Final answer:
In PF₃, the central phosphorus atom is surrounded by three fluorine atoms forming single bonds and one lone pair, complying with the octet rule. Each attached fluorine has three lone pairs, resulting in the octet rule being satisfied for each atom in the molecule.
Step-by-step explanation:
To design a Lewis structure for PF₃ that satisfies the octet rule, begin by considering the valence electrons of phosphorus (P) and fluorine (F). Phosphorus has five valence electrons, and each fluorine atom has seven valence electrons. The phosphorus atom will be the central atom, with fluorine atoms surrounding it. To ensure that the octet rule is followed, each fluorine will form a single bond with phosphorus, which accounts for three of phosphorus's valence electrons being shared.

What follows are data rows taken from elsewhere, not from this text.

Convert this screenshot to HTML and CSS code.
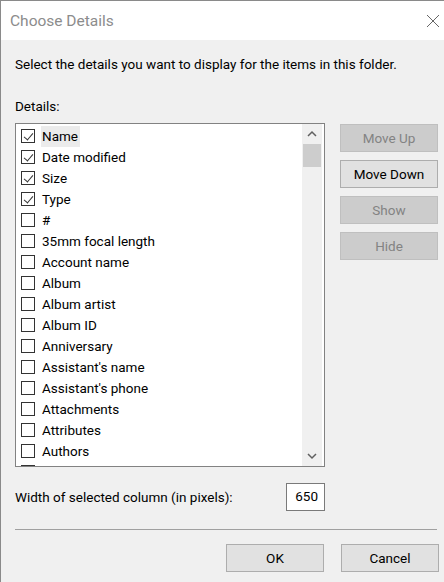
FILE: index.html
```html
<!DOCTYPE html>
<html>
<head>
<meta charset="utf-8">
<link rel="stylesheet" href="styles.css">
</head>
<body>
<div class="window">
  <div class="titlebar">
    <span class="title">Choose Details</span>
    <svg class="close" width="14" height="14" viewBox="0 0 14 14"><path d="M1 1L13 13M13 1L1 13" stroke="#666" stroke-width="1" fill="none"/></svg>
  </div>
  <div class="content">
    <p class="desc">Select the details you want to display for the items in this folder.</p>
    <p class="label">Details:</p>
    <div class="main">
      <div class="listbox">
        <ul class="items">
          <li><span class="cb checked"></span><span class="txt focus">Name</span></li>
          <li><span class="cb checked"></span><span class="txt">Date modified</span></li>
          <li><span class="cb checked"></span><span class="txt">Size</span></li>
          <li><span class="cb checked"></span><span class="txt">Type</span></li>
          <li><span class="cb"></span><span class="txt">#</span></li>
          <li><span class="cb"></span><span class="txt">35mm focal length</span></li>
          <li><span class="cb"></span><span class="txt">Account name</span></li>
          <li><span class="cb"></span><span class="txt">Album</span></li>
          <li><span class="cb"></span><span class="txt">Album artist</span></li>
          <li><span class="cb"></span><span class="txt">Album ID</span></li>
          <li><span class="cb"></span><span class="txt">Anniversary</span></li>
          <li><span class="cb"></span><span class="txt">Assistant's name</span></li>
          <li><span class="cb"></span><span class="txt">Assistant's phone</span></li>
          <li><span class="cb"></span><span class="txt">Attachments</span></li>
          <li><span class="cb"></span><span class="txt">Attributes</span></li>
          <li><span class="cb"></span><span class="txt">Authors</span></li>
          <li><span class="cb"></span></li>
        </ul>
        <div class="scrollbar">
          <svg class="arrow" width="20" height="20" viewBox="0 0 20 20"><path d="M6 12L10 8L14 12" stroke="#606060" stroke-width="1.5" fill="none"/></svg>
          <div class="thumb"></div>
          <div class="track"></div>
          <svg class="arrow" width="20" height="20" viewBox="0 0 20 20"><path d="M6 8L10 12L14 8" stroke="#606060" stroke-width="1.5" fill="none"/></svg>
        </div>
      </div>
      <div class="side">
        <button class="btn disabled">Move Up</button>
        <button class="btn">Move Down</button>
        <button class="btn disabled">Show</button>
        <button class="btn disabled">Hide</button>
      </div>
    </div>
    <div class="widthrow">
      <span>Width of selected column (in pixels):</span>
      <div class="input">650</div>
    </div>
    <div class="sep"></div>
    <div class="footer">
      <button class="btn big">OK</button>
      <button class="btn big">Cancel</button>
    </div>
  </div>
</div>
</body>
</html>
```
FILE: styles.css
```css
html, body {
  margin: 0;
  padding: 0;
  background: #f0f0f0;
}
body {
  font-family: Roboto, "Open Sans", sans-serif;
  font-size: 13.5px;
  color: #000;
  overflow: hidden;
}
.window {
  width: 444px;
  height: 582px;
  box-sizing: border-box;
  border-top: 1px solid #8a8a8a;
  border-left: 1px solid #8a8a8a;
  background: #f0f0f0;
}
.titlebar {
  height: 39px;
  background: #fff;
  display: flex;
  align-items: center;
  justify-content: space-between;
  padding: 0 4px 0 9px;
}
.title {
  color: #8c8c8c;
  font-size: 15.5px;
}
.content {
  padding: 0 5px 0 14px;
}
.desc {
  margin: 0;
  padding-top: 14px;
  line-height: 20px;
  height: 20px;
}
.label {
  margin: 0;
  padding-top: 22px;
  line-height: 20px;
  height: 20px;
}
.main {
  display: flex;
  gap: 15px;
  margin-top: 7px;
}
.listbox {
  width: 310px;
  height: 344px;
  box-sizing: border-box;
  border: 1px solid #828282;
  background: #fff;
  display: flex;
  overflow: hidden;
}
.items {
  list-style: none;
  margin: 0;
  padding: 1.5px 0 0 5px;
  flex: 1;
  overflow: hidden;
}
.items li {
  height: 21px;
  display: flex;
  align-items: center;
}
.cb {
  width: 14px;
  height: 14px;
  box-sizing: border-box;
  border: 1px solid #333;
  background: #fff;
  margin-right: 6px;
  position: relative;
  flex: none;
}
.cb.checked::after {
  content: "";
  position: absolute;
  left: 3.5px;
  top: 0.5px;
  width: 4px;
  height: 8px;
  border-right: 1px solid #333;
  border-bottom: 1px solid #333;
  transform: rotate(40deg);
}
.txt {
  line-height: 21px;
  padding: 0 2px 0 1px;
}
.txt.focus {
  background: #ebebeb;
}
.scrollbar {
  width: 20px;
  margin-right: 2px;
  background: #f0f0f0;
  display: flex;
  flex-direction: column;
}
.arrow {
  display: block;
  flex: none;
}
.thumb {
  height: 23px;
  margin: 0 1px;
  background: #cdcdcd;
}
.track {
  flex: 1;
}
.side {
  display: flex;
  flex-direction: column;
  gap: 8px;
  margin-top: 1px;
}
.btn {
  width: 98px;
  height: 28px;
  box-sizing: border-box;
  font-family: inherit;
  font-size: 13.5px;
  color: #000;
  background: #e1e1e1;
  border: 1px solid #adadad;
  padding: 0;
}
.btn.disabled {
  background: #cccccc;
  border-color: #bfbfbf;
  color: #838383;
}
.widthrow {
  display: flex;
  align-items: center;
  justify-content: space-between;
  width: 310px;
  margin-top: 13px;
  height: 34px;
}
.input {
  width: 39px;
  height: 28px;
  box-sizing: border-box;
  border: 1px solid #7a7a7a;
  background: #fff;
  text-align: right;
  padding-right: 6px;
  line-height: 24px;
}
.sep {
  height: 1px;
  background: #a0a0a0;
  width: 422px;
  margin-top: 15px;
}
.footer {
  display: flex;
  justify-content: flex-end;
  gap: 17px;
  margin-top: 14px;
}
```
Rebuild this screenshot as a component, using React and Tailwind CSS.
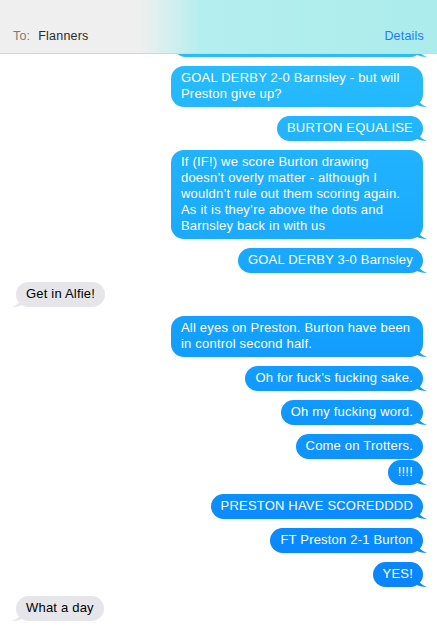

In total, the phosphorus atom will have three single bonds to fluorine, and the remaining two valence electrons will form a lone pair. Therefore, around the phosphorus atom in PF₃, there are three single bonds and one lone pair, not two single bonds and one double bond. Each fluorine atom will have three lone pairs of electrons in addition to the single bond shared with phosphorus.
The Lewis structure of PF₃ shows the central phosphorus atom satisfying the octet rule with an electron arrangement that consists of eight total electrons: six in the bonds with fluorine and two as a lone pair. Each fluorine also complies with the octet rule, having seven valence electrons plus one shared with phosphorus.